Q. How is the Sunrise different from other theaters you’ve managed?
A. The Sunrise is different in terms of the building itself. It’s a historic theater, which I’ve never professionally operated. But the same business principles still apply, even with its limitations, whether it’s a 1923 theater or one built in 2008. In terms of market, it’s unique.
Q. Is part of your strategy making the Sunrise a regional theater instead of a purely local theater?
A. It has to be. We’re seeing so many more people coming into Fort Pierce and the Sunrise for first time because of the attractions we’re offering. I think that the community wants the theater to be successful. In order for that to happen, we have to offer things that are attractive to the region, because the region and not necessarily Fort Pierce proper alone, is what will drive the success of the Sunrise Theatre. We are seeing people on regular basis coming for shows from West Palm and Vero, Port St. Lucie, Stuart, Jupiter, Sebastian, Fort Lauderdale and even Miami. It’s rewarding to see the reach getting greater.
Q. You’ve been greeting audiences before the curtain opens and have been asking how many have been to the city or the Sunrise for the first time. What has been the response?
A. What’s pleasing to hear is that those coming to the Sunrise for the first time are just wowed by the theater. Many of the first-time visitors are impressed with everything from how well the renovation was done to performances they’ve seen. There are generally two categories of visitors. There are the ones who’ve never been here before and come to a show and are impressed by the theater and downtown. They’ve seen the waterfront, eaten at a great restaurant and say they’ll come back to experience Fort Pierce and the Sunrise. Then there are people who had preconceived reasons of Fort Pierce not being the wonderful place to visit for reasons that aren’t here today. They’re extremely pleased with the development they’re seeing in the downtown area, the exciting restaurants, the waterfront and the shows. It’s an enlightening experience for first-time visitors to Fort Pierce and for people who have not visited Fort Pierce for many years.
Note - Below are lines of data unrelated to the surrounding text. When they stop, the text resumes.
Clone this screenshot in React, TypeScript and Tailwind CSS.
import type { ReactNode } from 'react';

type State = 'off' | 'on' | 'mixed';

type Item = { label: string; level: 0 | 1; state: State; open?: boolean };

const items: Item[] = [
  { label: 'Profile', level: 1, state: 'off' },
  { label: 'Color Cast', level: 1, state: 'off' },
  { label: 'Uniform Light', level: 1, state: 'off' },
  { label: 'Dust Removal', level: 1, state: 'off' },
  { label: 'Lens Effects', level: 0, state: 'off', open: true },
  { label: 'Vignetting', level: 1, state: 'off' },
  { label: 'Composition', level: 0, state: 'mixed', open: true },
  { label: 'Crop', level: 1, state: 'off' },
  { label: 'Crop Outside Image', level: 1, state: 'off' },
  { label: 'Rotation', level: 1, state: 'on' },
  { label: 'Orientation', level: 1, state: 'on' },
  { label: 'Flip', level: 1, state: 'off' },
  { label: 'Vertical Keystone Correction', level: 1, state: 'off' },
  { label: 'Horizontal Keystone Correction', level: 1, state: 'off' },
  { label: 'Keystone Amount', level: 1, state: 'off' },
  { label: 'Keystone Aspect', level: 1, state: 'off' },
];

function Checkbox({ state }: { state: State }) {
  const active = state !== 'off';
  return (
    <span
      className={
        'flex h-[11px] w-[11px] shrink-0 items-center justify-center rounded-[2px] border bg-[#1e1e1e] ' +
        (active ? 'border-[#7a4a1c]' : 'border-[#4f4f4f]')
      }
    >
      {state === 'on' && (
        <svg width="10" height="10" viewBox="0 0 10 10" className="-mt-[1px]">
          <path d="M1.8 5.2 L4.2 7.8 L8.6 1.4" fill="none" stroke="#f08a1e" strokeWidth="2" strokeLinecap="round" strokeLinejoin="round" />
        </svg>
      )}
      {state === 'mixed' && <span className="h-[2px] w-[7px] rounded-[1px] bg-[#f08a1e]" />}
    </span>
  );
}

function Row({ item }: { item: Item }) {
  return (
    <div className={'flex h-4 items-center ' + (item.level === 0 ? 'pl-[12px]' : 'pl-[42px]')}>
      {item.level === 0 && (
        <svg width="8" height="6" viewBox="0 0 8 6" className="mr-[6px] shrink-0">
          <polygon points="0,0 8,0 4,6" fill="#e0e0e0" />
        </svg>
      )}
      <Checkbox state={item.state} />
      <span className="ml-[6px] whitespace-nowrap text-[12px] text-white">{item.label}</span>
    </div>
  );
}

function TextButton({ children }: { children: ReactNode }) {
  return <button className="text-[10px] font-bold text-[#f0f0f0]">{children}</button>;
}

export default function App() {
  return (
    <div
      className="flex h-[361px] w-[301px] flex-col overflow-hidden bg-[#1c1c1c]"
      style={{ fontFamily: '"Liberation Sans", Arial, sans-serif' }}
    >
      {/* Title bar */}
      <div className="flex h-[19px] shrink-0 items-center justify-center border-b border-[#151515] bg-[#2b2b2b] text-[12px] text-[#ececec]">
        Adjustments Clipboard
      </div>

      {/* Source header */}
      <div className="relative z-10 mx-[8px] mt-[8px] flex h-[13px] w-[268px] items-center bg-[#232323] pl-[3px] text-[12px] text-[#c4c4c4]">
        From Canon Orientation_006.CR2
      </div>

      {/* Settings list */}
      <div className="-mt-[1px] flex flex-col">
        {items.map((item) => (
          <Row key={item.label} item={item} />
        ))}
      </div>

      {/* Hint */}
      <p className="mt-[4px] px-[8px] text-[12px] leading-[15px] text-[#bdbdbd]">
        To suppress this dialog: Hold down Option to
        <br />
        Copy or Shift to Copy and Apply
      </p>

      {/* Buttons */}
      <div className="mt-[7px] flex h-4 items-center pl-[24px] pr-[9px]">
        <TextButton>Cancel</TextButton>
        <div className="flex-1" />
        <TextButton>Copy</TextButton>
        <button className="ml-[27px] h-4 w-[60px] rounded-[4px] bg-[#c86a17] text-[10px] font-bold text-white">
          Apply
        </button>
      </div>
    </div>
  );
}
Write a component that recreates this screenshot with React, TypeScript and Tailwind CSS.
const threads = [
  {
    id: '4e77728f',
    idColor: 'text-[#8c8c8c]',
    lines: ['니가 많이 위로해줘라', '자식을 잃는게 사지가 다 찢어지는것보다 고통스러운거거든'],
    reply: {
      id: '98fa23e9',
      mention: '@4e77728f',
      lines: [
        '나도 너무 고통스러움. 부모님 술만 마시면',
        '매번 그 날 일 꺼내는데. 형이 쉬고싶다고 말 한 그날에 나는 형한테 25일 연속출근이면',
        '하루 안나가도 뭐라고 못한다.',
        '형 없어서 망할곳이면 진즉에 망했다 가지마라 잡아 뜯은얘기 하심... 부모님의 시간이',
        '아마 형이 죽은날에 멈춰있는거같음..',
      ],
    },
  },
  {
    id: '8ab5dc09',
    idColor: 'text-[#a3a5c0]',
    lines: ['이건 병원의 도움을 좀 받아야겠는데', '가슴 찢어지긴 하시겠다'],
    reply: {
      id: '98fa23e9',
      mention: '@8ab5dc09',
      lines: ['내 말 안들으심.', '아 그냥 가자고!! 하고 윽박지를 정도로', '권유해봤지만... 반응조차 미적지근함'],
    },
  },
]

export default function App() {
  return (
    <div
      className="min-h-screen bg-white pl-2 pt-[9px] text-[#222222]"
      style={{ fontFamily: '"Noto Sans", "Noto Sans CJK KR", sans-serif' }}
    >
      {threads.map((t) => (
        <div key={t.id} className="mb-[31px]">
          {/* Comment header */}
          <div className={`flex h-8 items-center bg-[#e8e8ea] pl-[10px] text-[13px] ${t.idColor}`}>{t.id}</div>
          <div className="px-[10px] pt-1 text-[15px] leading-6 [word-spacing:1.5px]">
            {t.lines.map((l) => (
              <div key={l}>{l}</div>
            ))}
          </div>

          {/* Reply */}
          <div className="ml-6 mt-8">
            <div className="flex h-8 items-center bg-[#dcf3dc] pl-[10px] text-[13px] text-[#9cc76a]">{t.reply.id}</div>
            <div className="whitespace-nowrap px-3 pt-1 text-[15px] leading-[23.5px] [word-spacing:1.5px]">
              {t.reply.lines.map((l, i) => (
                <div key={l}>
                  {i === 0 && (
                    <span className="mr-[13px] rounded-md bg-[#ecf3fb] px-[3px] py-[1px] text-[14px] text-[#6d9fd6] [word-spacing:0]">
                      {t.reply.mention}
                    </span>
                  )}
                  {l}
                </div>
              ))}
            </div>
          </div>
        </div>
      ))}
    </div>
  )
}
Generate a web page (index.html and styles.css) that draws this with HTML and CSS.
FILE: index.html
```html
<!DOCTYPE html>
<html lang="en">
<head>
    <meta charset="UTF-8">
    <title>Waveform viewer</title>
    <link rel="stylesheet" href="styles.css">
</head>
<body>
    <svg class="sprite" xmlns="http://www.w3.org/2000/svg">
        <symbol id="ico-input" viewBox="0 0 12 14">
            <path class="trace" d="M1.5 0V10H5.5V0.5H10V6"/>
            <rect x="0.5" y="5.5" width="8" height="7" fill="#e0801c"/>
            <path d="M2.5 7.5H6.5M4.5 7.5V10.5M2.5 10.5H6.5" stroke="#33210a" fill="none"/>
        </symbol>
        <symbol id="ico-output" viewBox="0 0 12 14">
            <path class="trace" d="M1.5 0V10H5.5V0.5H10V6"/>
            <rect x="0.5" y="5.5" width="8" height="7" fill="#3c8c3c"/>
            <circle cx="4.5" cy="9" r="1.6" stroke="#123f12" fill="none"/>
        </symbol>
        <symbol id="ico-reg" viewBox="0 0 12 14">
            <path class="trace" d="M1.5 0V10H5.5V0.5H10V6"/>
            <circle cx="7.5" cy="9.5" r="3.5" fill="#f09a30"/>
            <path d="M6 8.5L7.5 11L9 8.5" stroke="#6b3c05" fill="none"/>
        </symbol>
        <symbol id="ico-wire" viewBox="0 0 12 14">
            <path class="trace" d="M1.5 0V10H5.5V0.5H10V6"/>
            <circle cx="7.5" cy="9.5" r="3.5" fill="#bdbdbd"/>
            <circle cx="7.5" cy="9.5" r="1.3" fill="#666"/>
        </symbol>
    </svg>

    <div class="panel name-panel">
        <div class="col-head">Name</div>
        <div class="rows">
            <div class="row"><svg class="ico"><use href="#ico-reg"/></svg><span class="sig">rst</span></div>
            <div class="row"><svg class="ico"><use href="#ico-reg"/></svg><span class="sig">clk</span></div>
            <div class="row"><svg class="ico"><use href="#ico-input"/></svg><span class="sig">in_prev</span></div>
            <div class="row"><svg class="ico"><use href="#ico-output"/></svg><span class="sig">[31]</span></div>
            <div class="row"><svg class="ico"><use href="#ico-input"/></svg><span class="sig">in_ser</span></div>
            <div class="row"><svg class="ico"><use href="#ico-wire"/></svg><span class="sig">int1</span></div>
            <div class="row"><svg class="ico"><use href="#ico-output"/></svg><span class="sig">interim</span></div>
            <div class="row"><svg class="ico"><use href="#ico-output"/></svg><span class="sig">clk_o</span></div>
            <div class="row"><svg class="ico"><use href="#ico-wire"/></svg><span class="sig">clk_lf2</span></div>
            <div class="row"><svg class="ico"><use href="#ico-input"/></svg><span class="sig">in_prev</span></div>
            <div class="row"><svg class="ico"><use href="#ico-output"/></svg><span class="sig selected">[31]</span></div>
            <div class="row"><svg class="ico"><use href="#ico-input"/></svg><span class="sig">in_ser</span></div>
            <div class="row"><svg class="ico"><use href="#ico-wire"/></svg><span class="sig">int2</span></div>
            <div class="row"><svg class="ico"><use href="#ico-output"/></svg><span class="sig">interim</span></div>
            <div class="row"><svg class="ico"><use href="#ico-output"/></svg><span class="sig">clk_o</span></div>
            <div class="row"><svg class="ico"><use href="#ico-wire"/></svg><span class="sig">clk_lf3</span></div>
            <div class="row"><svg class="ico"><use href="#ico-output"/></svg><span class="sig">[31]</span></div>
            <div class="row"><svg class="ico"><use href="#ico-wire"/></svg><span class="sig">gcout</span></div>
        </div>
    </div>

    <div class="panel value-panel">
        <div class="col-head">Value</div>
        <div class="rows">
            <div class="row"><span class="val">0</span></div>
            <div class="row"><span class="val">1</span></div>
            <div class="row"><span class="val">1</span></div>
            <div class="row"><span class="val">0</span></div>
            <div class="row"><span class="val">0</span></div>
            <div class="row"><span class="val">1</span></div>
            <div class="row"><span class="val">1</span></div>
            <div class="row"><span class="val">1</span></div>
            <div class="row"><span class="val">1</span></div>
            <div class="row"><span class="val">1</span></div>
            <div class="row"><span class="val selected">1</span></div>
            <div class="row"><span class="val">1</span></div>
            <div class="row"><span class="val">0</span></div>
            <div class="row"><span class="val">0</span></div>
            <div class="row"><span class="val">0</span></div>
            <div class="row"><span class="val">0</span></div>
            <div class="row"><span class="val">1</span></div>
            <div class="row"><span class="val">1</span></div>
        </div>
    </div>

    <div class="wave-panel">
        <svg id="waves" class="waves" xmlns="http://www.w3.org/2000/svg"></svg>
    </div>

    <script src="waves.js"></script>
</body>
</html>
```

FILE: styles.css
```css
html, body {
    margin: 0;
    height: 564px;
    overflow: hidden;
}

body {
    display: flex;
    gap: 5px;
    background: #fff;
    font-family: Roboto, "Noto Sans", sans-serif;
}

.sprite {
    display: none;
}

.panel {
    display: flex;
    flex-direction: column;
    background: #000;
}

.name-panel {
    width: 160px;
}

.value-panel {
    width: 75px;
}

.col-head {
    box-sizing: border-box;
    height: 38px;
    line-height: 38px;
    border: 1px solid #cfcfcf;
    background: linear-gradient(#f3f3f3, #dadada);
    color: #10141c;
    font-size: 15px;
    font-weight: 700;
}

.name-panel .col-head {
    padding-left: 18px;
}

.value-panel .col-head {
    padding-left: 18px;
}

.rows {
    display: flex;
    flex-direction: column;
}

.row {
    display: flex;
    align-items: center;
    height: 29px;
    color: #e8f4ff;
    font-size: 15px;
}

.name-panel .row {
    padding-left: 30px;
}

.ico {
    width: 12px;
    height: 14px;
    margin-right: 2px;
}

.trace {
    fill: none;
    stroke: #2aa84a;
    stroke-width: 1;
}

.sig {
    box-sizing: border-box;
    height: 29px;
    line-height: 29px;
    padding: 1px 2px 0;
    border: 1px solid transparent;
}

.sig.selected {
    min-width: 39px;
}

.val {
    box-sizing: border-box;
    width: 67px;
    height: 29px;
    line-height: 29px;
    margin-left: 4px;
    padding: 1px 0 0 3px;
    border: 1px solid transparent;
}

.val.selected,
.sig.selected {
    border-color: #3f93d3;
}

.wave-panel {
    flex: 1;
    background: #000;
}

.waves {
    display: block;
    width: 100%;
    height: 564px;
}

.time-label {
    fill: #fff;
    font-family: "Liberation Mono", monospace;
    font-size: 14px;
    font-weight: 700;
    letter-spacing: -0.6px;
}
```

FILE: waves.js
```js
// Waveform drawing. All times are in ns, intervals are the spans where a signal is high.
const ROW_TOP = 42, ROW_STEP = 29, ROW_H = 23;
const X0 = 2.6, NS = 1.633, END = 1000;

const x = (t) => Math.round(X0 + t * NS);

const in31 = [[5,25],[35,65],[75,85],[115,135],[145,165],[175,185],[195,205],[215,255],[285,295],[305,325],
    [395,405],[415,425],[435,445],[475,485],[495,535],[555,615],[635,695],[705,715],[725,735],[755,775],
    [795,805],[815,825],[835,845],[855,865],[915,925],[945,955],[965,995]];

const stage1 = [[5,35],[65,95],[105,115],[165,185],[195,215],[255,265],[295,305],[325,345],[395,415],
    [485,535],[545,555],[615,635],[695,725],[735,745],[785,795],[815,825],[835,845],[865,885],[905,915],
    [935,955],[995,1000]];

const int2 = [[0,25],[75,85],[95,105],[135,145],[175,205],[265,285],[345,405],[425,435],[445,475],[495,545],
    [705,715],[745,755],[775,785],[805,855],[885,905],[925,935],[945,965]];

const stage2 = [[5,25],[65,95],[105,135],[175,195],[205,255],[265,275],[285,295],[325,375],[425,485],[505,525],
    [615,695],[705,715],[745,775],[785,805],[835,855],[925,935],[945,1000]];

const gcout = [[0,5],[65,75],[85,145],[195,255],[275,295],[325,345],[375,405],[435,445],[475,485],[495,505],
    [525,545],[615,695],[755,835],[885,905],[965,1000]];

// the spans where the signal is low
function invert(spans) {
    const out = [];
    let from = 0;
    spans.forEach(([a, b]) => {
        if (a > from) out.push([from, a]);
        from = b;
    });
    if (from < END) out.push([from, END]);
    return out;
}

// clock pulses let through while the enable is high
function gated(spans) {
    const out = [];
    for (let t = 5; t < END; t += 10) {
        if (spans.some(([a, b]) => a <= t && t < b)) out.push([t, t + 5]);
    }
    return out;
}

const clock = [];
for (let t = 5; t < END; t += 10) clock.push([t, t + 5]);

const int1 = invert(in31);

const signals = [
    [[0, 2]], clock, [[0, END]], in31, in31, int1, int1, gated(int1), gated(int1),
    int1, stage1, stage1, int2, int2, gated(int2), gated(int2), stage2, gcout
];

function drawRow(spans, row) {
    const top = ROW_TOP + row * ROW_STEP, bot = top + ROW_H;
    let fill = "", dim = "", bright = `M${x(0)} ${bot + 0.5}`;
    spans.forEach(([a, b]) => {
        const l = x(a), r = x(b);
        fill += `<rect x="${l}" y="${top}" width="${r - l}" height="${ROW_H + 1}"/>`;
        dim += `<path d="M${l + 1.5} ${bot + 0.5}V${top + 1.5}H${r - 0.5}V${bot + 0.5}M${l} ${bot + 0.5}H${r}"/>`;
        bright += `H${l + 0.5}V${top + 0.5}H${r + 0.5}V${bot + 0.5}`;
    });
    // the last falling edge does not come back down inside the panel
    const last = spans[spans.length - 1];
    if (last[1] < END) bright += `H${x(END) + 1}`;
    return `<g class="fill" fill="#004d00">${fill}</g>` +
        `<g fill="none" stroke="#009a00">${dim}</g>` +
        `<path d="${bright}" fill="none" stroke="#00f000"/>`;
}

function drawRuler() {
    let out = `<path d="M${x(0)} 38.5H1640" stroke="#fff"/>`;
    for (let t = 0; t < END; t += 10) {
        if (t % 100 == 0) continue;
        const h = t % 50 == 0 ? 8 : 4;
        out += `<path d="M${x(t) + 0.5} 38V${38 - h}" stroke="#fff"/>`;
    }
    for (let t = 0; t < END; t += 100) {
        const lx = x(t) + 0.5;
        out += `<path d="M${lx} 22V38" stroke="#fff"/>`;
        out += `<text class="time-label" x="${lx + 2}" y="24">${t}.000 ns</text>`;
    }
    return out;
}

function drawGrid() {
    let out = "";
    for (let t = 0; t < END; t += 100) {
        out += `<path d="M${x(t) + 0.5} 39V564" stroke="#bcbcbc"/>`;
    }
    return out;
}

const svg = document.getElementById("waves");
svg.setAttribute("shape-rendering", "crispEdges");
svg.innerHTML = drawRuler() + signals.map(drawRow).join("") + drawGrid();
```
Q. How is the theater doing financially compared to last year?
A. Last month, we had combined ticket sales that were over $100,000 more than the entire year last year. That being said, it’s all relative in terms of income and expense. We’re making every attempt to meet this year’s budget, which is $550,000 less than last year’s financial sponsorship requirement of the city.
Q. You know a lot of the artists you’ve brought in. What has been their reaction?
A. Consistently, all the artists have said how much they like the Sunrise Theatre and how well they were treated here. And that’s significant, both in terms of getting artists to return and artists talking to other artists about how well they were received.
Q. How do you like living in Fort Pierce?
A. I love it. I was smitten in 2000 when I was consulting with the architect on the renovation and preparing a five-year business plan. While I’ve had offers to go elsewhere in the past eight months, for a number of reasons I’ve really reconnected and attached myself to the community and the theater. I love a professional challenge, and the Sunrise has become so close to my heart. I want to see it succeed and that’s why I’m staying. Number two, the people are friendly here and many are so dedicated to the Sunrise. Also, there are many who see a vision of how this community can move forward in a very positive way, and I want to be one of those who contribute to that goal. Fort Pierce is on the upswing, and it’s no longer the sometimes forgotten space between Indian River and Martin counties. People are seeing the potential of not only the Sunrise Theatre but Fort Pierce in the years to come.